| Requirements |
Which lines hold the word "code"? Copy each one.

= = = = =

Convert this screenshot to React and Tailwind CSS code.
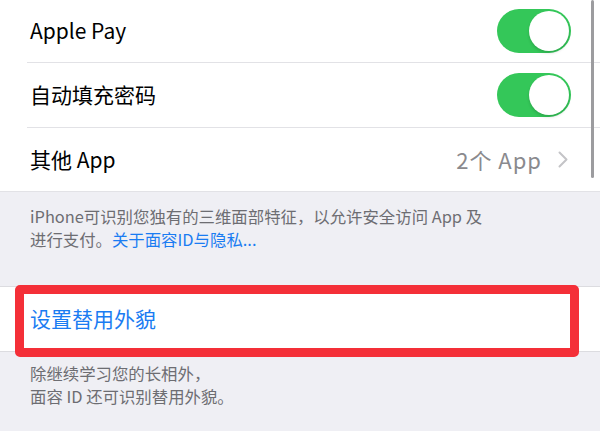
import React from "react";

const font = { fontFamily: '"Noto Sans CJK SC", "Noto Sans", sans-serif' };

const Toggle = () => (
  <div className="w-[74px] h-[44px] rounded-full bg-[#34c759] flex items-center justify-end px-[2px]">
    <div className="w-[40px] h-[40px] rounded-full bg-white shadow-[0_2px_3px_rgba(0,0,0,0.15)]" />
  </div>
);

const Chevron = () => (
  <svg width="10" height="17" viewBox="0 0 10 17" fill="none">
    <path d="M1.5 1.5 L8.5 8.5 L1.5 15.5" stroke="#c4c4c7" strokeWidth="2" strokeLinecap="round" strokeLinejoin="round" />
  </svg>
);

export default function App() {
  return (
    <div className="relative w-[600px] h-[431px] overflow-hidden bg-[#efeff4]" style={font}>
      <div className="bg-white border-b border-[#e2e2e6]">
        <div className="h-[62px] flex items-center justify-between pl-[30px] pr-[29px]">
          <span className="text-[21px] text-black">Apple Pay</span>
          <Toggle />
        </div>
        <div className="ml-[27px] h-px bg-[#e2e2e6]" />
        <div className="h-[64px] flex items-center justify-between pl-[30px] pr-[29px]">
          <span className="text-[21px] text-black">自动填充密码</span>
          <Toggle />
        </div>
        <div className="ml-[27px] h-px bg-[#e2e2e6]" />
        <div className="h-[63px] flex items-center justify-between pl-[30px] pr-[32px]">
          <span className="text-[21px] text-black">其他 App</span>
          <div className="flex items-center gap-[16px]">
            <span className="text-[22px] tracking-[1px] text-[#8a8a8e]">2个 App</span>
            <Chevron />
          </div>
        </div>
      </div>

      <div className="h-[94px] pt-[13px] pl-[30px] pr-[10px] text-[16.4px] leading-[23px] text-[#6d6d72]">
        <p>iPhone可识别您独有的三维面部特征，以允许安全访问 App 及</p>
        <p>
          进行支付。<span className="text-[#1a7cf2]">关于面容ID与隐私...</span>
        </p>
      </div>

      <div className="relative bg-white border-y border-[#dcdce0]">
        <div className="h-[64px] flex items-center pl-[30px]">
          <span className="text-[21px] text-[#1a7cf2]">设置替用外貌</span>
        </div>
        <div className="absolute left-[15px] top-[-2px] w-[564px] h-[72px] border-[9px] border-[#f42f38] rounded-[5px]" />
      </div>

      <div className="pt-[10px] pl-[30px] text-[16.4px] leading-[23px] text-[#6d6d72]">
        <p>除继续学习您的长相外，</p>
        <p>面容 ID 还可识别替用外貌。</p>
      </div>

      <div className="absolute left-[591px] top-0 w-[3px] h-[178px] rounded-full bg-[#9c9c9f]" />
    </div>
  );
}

= = = = =

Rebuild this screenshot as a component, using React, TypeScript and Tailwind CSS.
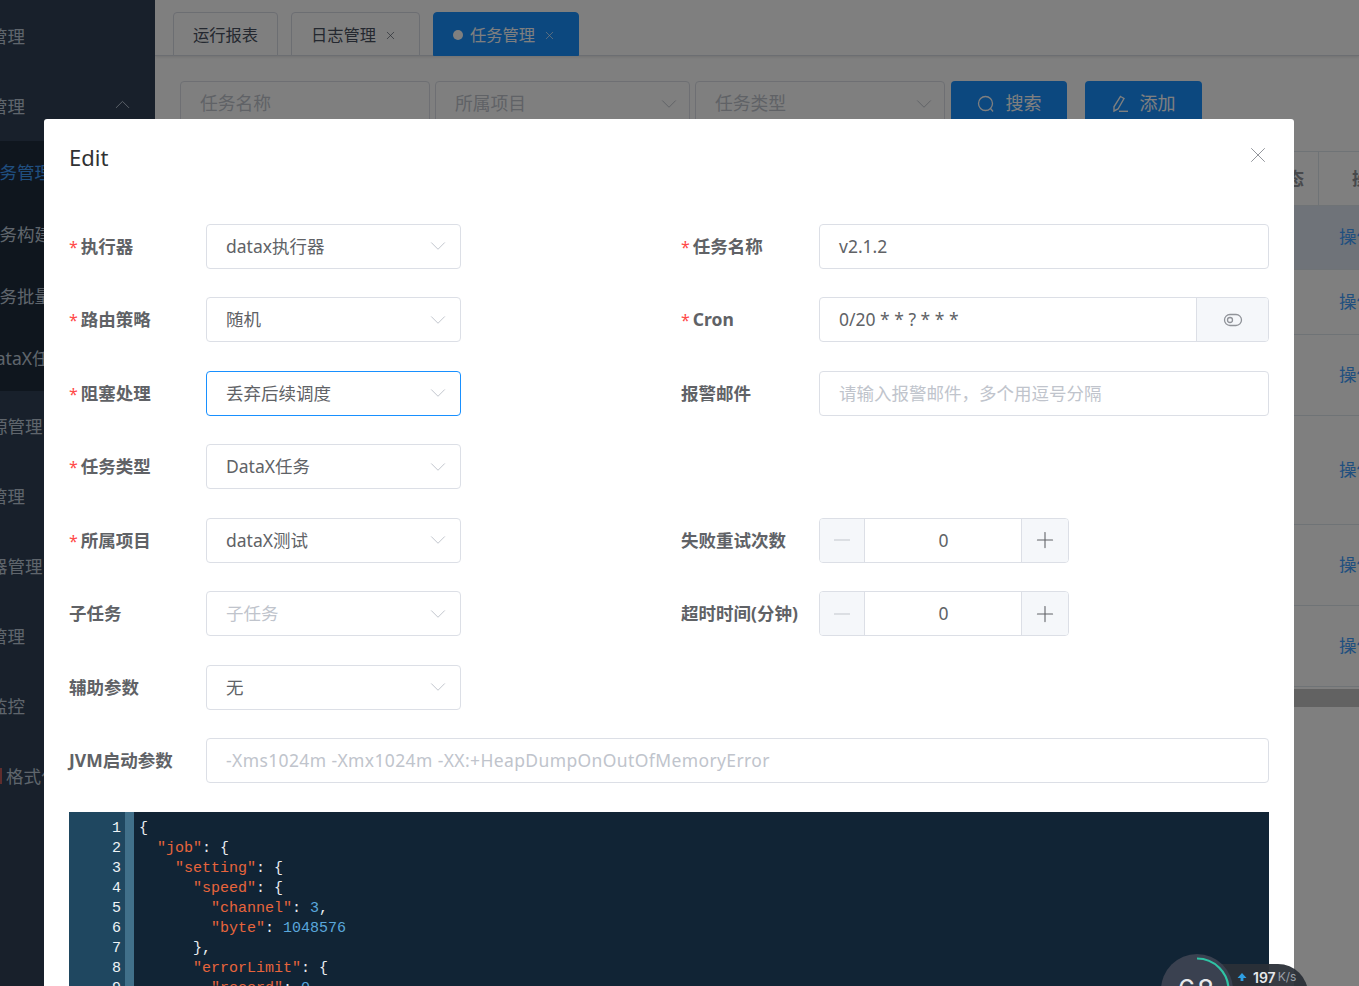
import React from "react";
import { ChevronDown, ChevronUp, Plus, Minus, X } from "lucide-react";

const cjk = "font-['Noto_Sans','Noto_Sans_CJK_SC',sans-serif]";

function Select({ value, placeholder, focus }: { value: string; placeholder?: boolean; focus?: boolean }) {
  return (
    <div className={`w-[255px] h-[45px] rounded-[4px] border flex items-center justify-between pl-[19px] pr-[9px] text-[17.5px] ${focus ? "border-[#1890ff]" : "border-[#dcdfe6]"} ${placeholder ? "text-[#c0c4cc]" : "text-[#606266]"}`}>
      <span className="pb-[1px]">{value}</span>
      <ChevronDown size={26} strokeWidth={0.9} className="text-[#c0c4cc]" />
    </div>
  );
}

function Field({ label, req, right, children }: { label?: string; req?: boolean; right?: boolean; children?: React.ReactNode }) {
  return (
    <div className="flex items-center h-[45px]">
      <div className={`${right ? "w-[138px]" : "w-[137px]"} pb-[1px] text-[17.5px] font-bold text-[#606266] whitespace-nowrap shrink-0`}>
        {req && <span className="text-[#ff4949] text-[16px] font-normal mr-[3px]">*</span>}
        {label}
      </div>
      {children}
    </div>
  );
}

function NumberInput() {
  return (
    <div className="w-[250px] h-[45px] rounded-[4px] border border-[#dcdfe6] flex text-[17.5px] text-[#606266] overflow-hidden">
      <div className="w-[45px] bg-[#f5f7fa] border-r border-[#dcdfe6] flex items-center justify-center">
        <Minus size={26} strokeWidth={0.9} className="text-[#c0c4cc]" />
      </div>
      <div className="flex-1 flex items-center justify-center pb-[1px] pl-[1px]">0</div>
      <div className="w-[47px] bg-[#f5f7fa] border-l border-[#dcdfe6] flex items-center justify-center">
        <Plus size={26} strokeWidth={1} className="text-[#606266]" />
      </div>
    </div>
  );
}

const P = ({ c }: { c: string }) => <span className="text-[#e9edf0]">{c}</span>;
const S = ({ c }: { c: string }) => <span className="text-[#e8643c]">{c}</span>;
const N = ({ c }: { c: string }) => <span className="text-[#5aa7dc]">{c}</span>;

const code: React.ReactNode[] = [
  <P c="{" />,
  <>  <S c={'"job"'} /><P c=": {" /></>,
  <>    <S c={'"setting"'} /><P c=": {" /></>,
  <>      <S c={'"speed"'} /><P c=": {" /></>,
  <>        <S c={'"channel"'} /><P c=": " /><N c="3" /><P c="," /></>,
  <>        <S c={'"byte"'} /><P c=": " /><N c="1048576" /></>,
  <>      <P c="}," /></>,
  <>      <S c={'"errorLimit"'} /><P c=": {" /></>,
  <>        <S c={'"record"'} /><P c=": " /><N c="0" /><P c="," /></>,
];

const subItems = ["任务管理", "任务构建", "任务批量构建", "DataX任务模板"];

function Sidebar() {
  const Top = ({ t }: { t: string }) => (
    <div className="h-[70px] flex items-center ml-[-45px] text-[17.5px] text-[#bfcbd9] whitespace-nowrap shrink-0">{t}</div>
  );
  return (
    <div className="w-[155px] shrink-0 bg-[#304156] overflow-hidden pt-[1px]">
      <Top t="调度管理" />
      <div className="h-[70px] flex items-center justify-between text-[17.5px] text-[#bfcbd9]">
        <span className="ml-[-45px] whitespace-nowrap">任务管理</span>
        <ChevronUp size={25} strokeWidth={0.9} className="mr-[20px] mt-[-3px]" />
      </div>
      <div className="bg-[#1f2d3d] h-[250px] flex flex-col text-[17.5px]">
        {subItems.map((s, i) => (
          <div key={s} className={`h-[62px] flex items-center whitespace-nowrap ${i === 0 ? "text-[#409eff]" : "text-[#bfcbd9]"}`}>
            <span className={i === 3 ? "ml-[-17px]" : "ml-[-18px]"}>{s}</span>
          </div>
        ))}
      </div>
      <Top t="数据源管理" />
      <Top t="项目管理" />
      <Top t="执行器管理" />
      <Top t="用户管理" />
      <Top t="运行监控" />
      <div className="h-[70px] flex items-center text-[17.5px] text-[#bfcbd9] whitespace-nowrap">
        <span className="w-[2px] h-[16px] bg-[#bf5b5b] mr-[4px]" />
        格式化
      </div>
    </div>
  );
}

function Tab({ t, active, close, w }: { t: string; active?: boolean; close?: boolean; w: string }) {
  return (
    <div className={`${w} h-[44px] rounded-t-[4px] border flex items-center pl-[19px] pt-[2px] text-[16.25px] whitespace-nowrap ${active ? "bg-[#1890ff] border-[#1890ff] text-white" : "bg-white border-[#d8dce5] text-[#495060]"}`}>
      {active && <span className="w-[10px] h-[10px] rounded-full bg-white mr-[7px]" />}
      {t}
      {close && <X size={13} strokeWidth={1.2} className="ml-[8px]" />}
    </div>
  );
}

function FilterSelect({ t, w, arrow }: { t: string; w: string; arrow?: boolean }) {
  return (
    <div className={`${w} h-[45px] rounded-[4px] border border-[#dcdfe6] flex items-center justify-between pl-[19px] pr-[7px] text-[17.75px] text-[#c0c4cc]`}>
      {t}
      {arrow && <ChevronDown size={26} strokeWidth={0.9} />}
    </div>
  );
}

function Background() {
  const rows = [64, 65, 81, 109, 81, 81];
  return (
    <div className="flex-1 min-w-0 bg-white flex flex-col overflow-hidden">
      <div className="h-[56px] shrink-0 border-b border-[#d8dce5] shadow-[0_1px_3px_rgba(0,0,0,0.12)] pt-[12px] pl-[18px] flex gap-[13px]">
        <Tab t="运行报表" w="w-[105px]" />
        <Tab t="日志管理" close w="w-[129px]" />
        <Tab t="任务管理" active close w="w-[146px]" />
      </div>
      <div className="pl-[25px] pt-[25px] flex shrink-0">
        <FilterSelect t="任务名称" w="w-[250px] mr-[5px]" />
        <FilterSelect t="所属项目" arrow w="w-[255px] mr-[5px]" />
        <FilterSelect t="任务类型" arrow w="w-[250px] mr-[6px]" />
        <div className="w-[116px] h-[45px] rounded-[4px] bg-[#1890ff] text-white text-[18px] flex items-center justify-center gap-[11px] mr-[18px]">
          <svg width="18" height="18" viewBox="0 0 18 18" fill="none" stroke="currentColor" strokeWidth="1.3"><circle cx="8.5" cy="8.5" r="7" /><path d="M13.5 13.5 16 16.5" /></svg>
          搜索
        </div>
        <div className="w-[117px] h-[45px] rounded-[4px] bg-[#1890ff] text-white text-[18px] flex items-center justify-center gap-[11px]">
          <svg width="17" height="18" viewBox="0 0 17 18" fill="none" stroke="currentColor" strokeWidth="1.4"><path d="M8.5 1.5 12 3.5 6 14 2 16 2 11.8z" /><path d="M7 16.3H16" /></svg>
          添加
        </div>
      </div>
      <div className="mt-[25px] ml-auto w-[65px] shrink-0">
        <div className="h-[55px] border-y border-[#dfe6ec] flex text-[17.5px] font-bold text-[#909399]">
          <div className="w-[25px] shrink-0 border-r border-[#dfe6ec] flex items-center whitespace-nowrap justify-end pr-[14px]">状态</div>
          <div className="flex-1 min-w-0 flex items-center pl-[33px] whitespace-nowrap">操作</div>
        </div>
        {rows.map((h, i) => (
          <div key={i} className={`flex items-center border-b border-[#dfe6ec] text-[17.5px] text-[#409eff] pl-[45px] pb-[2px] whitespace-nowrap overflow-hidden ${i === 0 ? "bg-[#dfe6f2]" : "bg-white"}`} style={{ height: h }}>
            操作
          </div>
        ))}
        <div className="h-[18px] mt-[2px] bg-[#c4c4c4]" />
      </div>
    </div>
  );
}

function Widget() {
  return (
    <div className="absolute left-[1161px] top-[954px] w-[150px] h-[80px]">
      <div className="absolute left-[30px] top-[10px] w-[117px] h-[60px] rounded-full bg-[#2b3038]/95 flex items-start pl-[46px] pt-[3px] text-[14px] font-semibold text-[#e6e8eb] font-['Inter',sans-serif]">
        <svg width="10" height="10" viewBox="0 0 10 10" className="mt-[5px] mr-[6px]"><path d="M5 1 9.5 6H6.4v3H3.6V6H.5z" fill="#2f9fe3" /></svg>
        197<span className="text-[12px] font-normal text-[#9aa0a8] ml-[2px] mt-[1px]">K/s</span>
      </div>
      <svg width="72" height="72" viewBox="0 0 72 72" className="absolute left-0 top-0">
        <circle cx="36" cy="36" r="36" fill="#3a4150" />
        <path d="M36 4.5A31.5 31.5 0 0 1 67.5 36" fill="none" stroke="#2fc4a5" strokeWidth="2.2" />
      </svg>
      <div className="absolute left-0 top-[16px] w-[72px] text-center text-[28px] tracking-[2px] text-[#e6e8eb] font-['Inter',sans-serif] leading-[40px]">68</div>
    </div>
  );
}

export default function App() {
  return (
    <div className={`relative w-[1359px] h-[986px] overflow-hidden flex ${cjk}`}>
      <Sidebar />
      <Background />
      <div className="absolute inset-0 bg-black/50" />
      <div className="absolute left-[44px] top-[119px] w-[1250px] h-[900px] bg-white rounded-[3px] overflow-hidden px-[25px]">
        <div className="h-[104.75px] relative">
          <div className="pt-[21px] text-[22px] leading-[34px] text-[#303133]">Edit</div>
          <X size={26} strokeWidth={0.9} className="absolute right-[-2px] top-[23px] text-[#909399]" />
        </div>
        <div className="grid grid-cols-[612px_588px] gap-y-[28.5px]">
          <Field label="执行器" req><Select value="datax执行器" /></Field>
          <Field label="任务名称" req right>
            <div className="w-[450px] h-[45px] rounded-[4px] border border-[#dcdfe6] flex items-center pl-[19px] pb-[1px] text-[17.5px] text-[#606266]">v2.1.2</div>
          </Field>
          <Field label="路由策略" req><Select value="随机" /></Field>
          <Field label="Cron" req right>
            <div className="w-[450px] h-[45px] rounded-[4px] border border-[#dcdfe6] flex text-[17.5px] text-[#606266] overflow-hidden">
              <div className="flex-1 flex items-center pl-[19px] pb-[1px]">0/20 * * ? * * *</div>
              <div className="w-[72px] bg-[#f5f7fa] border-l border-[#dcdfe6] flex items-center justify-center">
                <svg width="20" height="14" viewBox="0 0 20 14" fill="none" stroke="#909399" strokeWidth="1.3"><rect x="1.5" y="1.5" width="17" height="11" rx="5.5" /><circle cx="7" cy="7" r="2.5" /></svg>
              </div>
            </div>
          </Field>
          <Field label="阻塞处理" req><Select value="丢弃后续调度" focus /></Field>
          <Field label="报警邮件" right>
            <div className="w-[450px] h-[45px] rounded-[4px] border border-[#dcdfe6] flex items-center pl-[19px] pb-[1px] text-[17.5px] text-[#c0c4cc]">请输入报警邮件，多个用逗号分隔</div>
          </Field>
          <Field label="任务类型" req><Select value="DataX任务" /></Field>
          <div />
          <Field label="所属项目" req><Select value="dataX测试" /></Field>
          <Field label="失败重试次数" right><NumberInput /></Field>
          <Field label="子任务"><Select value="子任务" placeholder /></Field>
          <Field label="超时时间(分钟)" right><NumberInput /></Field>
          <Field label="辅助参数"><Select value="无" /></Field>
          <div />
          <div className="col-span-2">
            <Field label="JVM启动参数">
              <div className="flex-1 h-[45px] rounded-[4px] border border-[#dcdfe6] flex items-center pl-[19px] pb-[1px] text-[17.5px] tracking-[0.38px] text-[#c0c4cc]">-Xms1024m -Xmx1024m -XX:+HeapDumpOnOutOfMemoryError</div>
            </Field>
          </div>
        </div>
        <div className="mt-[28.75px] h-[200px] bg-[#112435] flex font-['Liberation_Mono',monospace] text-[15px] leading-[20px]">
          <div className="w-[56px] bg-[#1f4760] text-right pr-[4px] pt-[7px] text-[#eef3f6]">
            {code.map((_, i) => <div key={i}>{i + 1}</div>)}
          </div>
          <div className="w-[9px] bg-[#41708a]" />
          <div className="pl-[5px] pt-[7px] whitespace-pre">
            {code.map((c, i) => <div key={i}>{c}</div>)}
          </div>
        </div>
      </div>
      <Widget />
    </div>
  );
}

= = = = =

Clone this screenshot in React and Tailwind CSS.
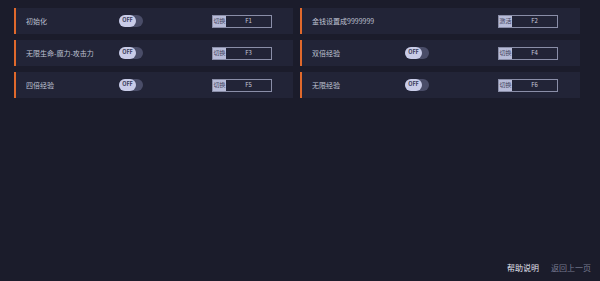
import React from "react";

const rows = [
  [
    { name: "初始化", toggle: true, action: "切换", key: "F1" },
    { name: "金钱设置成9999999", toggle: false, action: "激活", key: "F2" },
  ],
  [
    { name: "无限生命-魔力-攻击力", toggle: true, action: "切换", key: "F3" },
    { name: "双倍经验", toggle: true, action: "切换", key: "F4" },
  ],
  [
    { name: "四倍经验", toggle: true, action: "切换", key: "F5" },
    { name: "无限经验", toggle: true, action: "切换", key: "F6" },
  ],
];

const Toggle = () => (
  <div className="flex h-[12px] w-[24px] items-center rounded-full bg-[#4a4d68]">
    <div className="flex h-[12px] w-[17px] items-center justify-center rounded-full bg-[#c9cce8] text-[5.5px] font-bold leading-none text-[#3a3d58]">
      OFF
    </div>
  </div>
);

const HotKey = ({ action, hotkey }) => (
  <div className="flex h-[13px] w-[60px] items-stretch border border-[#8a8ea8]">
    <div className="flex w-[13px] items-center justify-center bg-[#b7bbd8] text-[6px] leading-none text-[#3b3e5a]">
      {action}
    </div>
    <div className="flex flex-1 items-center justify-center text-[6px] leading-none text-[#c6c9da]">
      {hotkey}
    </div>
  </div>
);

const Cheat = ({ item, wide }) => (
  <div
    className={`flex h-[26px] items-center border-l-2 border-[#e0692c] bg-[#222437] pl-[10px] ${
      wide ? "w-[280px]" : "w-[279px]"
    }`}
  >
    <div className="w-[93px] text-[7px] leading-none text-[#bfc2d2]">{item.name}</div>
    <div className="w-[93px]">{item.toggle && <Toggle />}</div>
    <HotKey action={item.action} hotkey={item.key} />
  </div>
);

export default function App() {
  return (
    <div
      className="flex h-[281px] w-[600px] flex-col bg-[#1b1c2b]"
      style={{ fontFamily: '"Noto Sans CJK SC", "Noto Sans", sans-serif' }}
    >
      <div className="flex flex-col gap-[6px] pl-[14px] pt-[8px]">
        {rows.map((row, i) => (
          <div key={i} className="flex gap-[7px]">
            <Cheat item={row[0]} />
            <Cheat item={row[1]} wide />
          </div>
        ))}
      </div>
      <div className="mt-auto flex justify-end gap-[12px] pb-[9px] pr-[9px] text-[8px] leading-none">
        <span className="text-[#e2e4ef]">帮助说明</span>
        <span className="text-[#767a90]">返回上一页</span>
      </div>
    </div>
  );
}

= = = = =

| Result |
Convert this screenshot to React and Tailwind CSS code.
const code: React.ReactNode[] = [
            {code.map((_, i) => <div key={i}>{i + 1}</div>)}
            {code.map((c, i) => <div key={i}>{c}</div>)}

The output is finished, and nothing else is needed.